Download the files AgProduction.xlsx and internationalOrganization_CIA.xlsx. Save them to your working directory.
Load the files into R.
Estimate the parameters of the following Cobb Douglas Production function:
\[Output_i=A_i{Cropland_i}^{\alpha_{Cropland}}{Labor_i}^{\alpha_{Labor}}{Livestock_i}^{\alpha_{Livestock}}{Machinery_i}^{\alpha_{Machinery}}{Fertilizer_i}^{\alpha_{Fertilizer}}{Feed_i}^{\alpha_{Feed}}\tag 1\]
Conduct a test for heteroskedasticity.
If you have heteroskedasticity, replace the standard errors with corrected standard errors for your regression results table.
Calculate Total Factor Productivity (TFP) and report the five countries with the highest TFP and the five countries with the lowest TFP.

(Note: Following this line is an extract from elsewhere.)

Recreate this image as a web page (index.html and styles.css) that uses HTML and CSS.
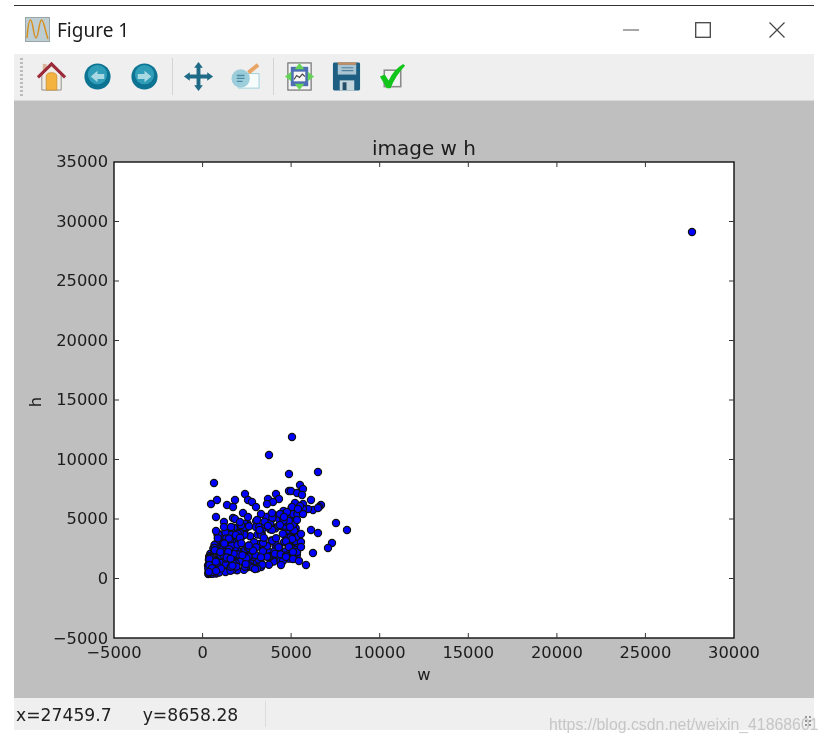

Identify the most influential observations. Overall (dffits), find the country with the highest positive value and the country with the lowest negative value. Likewise, for each of your independent variables (dfbeta), find the country with the highest positive value and the country with the lowest negative value.
Conduct a Chow test, with the null hypothesis LDCs and non-LDCs have the same coefficients. Report the result, and use the stargazer package to report the estimated parameters of the three regressions you performed for the Chow test.
Conduct a test whose hull hypothesis is that the model exhibits constant returns to scale. If you have heteroskedasticity, use the appropriate variance-covariance matrix when carrying out the test. If the Chow test indicates that coefficients are different in LDCs from non-LDCs, then test for constant returns to scale in each of the three regressions performed for the Chow test.
Turn in the following, in one week, two hours before class begins:

Regression results table, with VIFs and partitioned $R^2$ in columns. Include $R^2$, N, and RESET and heteroskedasticity test results in Notes.
Table with five highest and five lowest counties for TFP.
Table with most influential observations overall and for each independent variable.
Table in stargazer format, with Chow test result in Notes.
Table with constant returns to scale test results.
The above five tables in one document.
Separately, the R script you used to perform the above.